Set exercise - In the entries below, find the lines that contain the word "screenshot" and copy them.

·····

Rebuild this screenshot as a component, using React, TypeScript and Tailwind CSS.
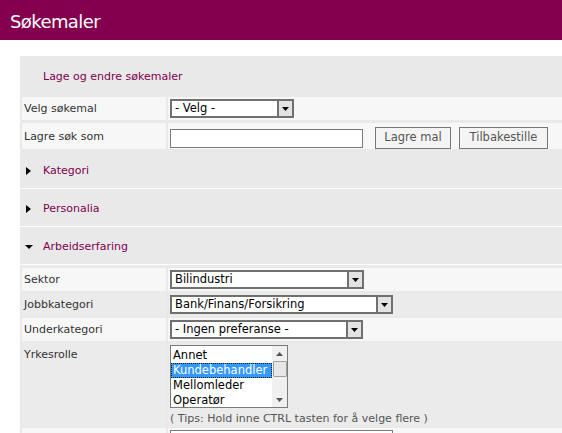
import React from 'react';

const purple = 'text-[#80004f]';

function Arrow() {
  return (
    <div className="w-[15px] self-stretch bg-[#e3e3e3] border-l-2 border-[#707070] flex items-center justify-center">
      <svg width="7" height="4" viewBox="0 0 7 4">
        <path d="M0 0h7L3.5 4z" fill="#000" />
      </svg>
    </div>
  );
}

function Select({ value, width }: { value: string; width: string }) {
  return (
    <div className={`${width} h-[19px] border-2 border-[#707070] bg-white flex items-center text-black text-[11.5px]`}>
      <div className="flex-1 pl-[3px] whitespace-nowrap overflow-hidden leading-[15px]">{value}</div>
      <Arrow />
    </div>
  );
}

function Row({ label, light = true, h = 'h-[23px]', lpt = 'pt-[4px]', children }: { label: string; light?: boolean; h?: string; lpt?: string; children?: React.ReactNode }) {
  const bg = light ? 'bg-[#f7f7f7]' : 'bg-[#ebebeb]';
  return (
    <div className={`flex gap-[2px] px-[2px] ${h}`}>
      <div className={`w-[144px] ${bg} pl-[2px] ${lpt} text-[#333]`}>{label}</div>
      <div className={`flex-1 ${bg} pl-[2px] pt-[2px]`}>{children}</div>
    </div>
  );
}

function Section({ title, open = false }: { title: string; open?: boolean }) {
  return (
    <div className="h-[38px] flex items-center pl-[5px] border-b border-white">
      <svg width="8" height="8" viewBox="0 0 8 8" className="mr-[10px] mt-[2px]">
        {open ? <path d="M0 2h8L4 6z" fill="#000" /> : <path d="M1 0v8l5-4z" fill="#000" />}
      </svg>
      <span className={`${purple} pt-[4px]`}>{title}</span>
    </div>
  );
}

export default function App() {
  const roles = ['Annet', 'Kundebehandler', 'Mellomleder', 'Operatør'];
  return (
    <div className="w-[562px] h-[433px] overflow-hidden bg-white font-['DejaVu_Sans',sans-serif] text-[11px]">
      <div className="h-[40px] bg-[#84004f] pl-[10px] pt-[2px] flex items-center text-white text-[18px] tracking-[-0.6px]">
        Søkemaler
      </div>
      <div className="mt-[16px] ml-[20px] w-[600px] bg-[#e9e9e9] pb-[2px]">
        <div className="h-[38px] pl-[23px] flex items-center">
          <span className={`${purple} pt-[4px]`}>Lage og endre søkemaler</span>
        </div>
        <div className="flex flex-col gap-[3px] pt-[3px] pb-[2px]">
          <Row label="Velg søkemal">
            <Select value="- Velg -" width="w-[124px]" />
          </Row>
          <Row label="Lagre søk som" h="h-[26px]" lpt="pt-[6px]">
            <div className="flex items-center gap-[8px] pt-[2px]">
              <div className="w-[193px] h-[19px] border border-[#7a7a7a] bg-white" />
              <button className="ml-[4px] w-[76px] h-[22px] border border-[#777] bg-[#f4f4f4] text-[#555] text-[11.5px]">Lagre mal</button>
              <button className="w-[89px] h-[22px] border border-[#777] bg-[#f4f4f4] text-[#555] text-[11.5px]">Tilbakestille</button>
            </div>
          </Row>
        </div>
        <Section title="Kategori" />
        <Section title="Personalia" />
        <Section title="Arbeidserfaring" open />
        <div className="flex flex-col gap-[2px] pt-[3px]">
          <Row label="Sektor">
            <Select value="Bilindustri" width="w-[194px]" />
          </Row>
          <Row label="Jobbkategori" light={false}>
            <Select value="Bank/Finans/Forsikring" width="w-[223px]" />
          </Row>
          <Row label="Underkategori">
            <Select value="- Ingen preferanse -" width="w-[193px]" />
          </Row>
          <Row label="Yrkesrolle" light={false} h="h-[83px]">
            <div className="w-[118px] h-[63px] border border-[#7a7a7a] bg-white flex">
              <div className="flex-1 pt-[2px] text-black text-[11.5px]">
                {roles.map((r, i) => (
                  <div
                    key={r}
                    className={`h-[15px] pl-[2px] leading-[15px] ${i === 1 ? 'bg-[#3399ff] text-white outline outline-1 outline-dotted outline-[#1a1a1a] -outline-offset-1' : ''}`}
                  >
                    {r}
                  </div>
                ))}
              </div>
              <div className="w-[15px] bg-[#f0f0f0] flex flex-col items-center">
                <svg width="7" height="12" viewBox="0 0 7 12" className="mt-[2px]">
                  <path d="M0 8h7L3.5 4z" fill="#555" />
                </svg>
                <div className="w-[14px] h-[16px] mt-[1px] bg-[#e6e6e6] border border-[#a0a0a0] rounded-[1px]" />
                <svg width="7" height="12" viewBox="0 0 7 12" className="mt-auto mb-[1px]">
                  <path d="M0 4h7L3.5 8z" fill="#555" />
                </svg>
              </div>
            </div>
            <div className="mt-[3px] text-[#555] text-[11px] whitespace-nowrap">( Tips: Hold inne CTRL tasten for å velge flere )</div>
          </Row>
          <Row label="">
            <div className="w-[223px] h-[19px] border border-[#7a7a7a] bg-white" />
          </Row>
        </div>
      </div>
    </div>
  );
}
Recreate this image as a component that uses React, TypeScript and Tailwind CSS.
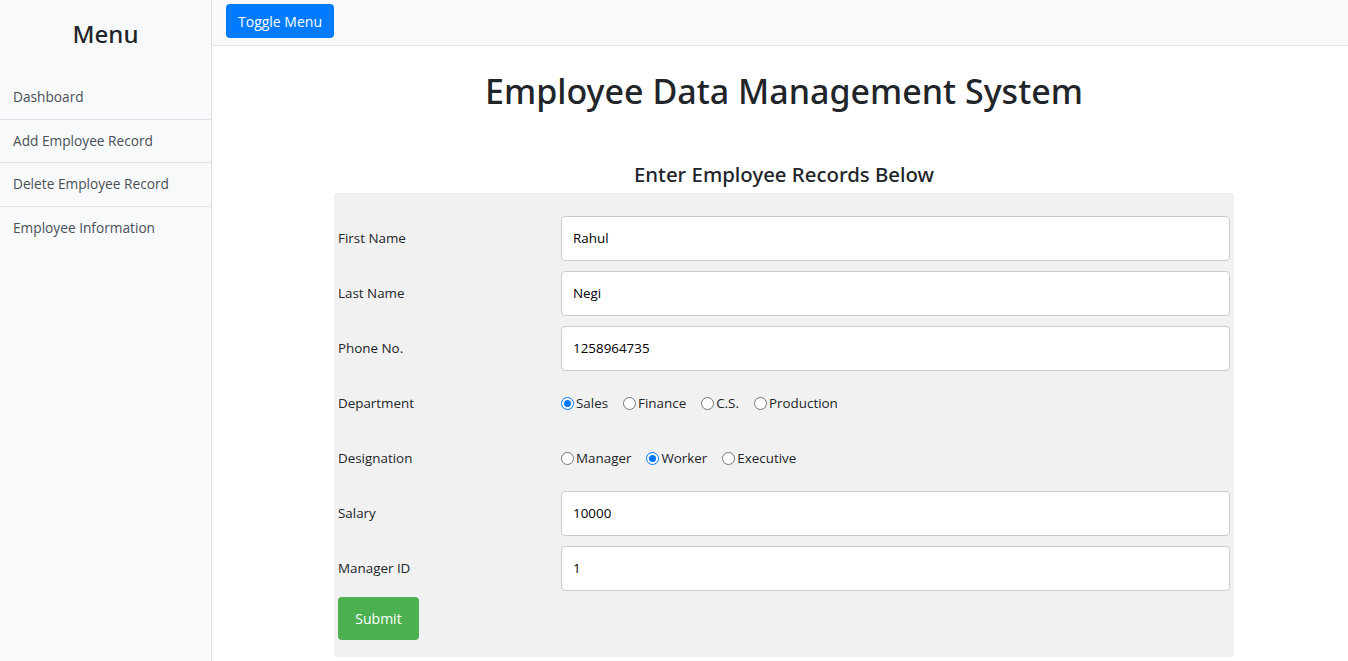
import React from "react";

const font = { fontFamily: '"Open Sans", "Noto Sans", sans-serif' };
const headFont = { fontFamily: '"Noto Sans", "Open Sans", sans-serif' };

function Radio({ checked, label }: { checked?: boolean; label: string }) {
  return (
    <span className="inline-flex items-center mr-[15px]">
      {checked ? (
        <span className="w-[13px] h-[13px] rounded-full border border-[#0075ff] bg-white flex items-center justify-center">
          <span className="w-[7px] h-[7px] rounded-full bg-[#0075ff]" />
        </span>
      ) : (
        <span className="w-[13px] h-[13px] rounded-full border border-[#767676] bg-white" />
      )}
      <span className="ml-[2px] text-[13.4px] text-[#212529]">{label}</span>
    </span>
  );
}

function Row({ label, children }: { label: string; children: React.ReactNode }) {
  return (
    <div className="flex items-center h-[45px]">
      <div className="w-1/4 text-[13.4px] text-[#212529]">{label}</div>
      <div className="w-3/4 flex items-center">{children}</div>
    </div>
  );
}

function Input({ value }: { value: string }) {
  return (
    <div className="w-full h-[45px] bg-white border border-[#ccc] rounded-[4px] flex items-center px-[11px] text-[13.4px] text-[#000]">
      {value}
    </div>
  );
}

export default function App() {
  return (
    <div className="flex w-[1348px] h-[661px] overflow-hidden bg-white" style={font}>
      <aside className="w-[212px] shrink-0 bg-[#f8f9fa] border-r border-[#dee2e6] h-full">
        <div className="h-[76px] flex items-start justify-center pt-[16px]">
          <h3 className="text-[24px] text-[#212529] leading-[36px] font-medium" style={headFont}>Menu</h3>
        </div>
        {["Dashboard", "Add Employee Record", "Delete Employee Record", "Employee Information"].map((t, i) => (
          <div
            key={t}
            className={`h-[43.5px] flex items-center px-[13px] pt-[1px] text-[13.7px] text-[#495057] ${i < 3 ? "border-b border-[#dee2e6]" : ""}`}
          >
            {t}
          </div>
        ))}
      </aside>
      <div className="flex-1 flex flex-col">
        <div className="h-[46px] bg-[#f8f9fa] border-b border-[#dee2e6] flex items-start pl-[14px] pt-[4px]">
          <button className="h-[34px] px-[12px] bg-[#007bff] text-white text-[14px] rounded-[4px]">Toggle Menu</button>
        </div>
        <div className="flex-1 flex flex-col items-center pl-[8px]">
          <h1 className="mt-[21px] text-[34px] leading-[48px] text-[#212529] font-medium" style={headFont}>Employee Data Management System</h1>
          <h4 className="mt-[44px] text-[20.4px] leading-[30px] text-[#212529] font-medium" style={headFont}>Enter Employee Records Below</h4>
          <div className="mt-[4px] w-[900px] bg-[#f1f1f1] rounded-[4px] px-[4px] pt-[23px] pb-[17px] flex flex-col gap-[10px]">
            <Row label="First Name"><Input value="Rahul" /></Row>
            <Row label="Last Name"><Input value="Negi" /></Row>
            <Row label="Phone No."><Input value="1258964735" /></Row>
            <Row label="Department">
              <Radio checked label="Sales" />
              <Radio label="Finance" />
              <Radio label="C.S." />
              <Radio label="Production" />
            </Row>
            <Row label="Designation">
              <Radio label="Manager" />
              <Radio checked label="Worker" />
              <Radio label="Executive" />
            </Row>
            <Row label="Salary"><Input value="10000" /></Row>
            <Row label="Manager ID"><Input value="1" /></Row>
            <div className="-mt-[4px]">
              <button className="w-[81px] h-[43px] bg-[#4caf50] text-white text-[14px] rounded-[4px]">Submit</button>
            </div>
          </div>
        </div>
      </div>
    </div>
  );
}
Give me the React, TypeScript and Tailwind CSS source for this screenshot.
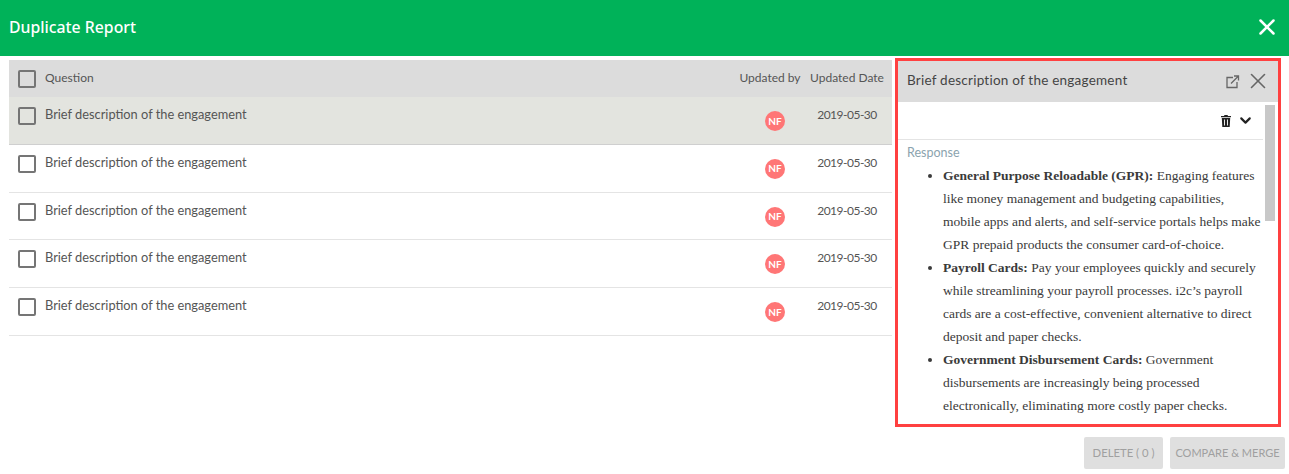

·····

Worked solution -
Rebuild this screenshot as a component, using React, TypeScript and Tailwind CSS.
Give me the React, TypeScript and Tailwind CSS source for this screenshot.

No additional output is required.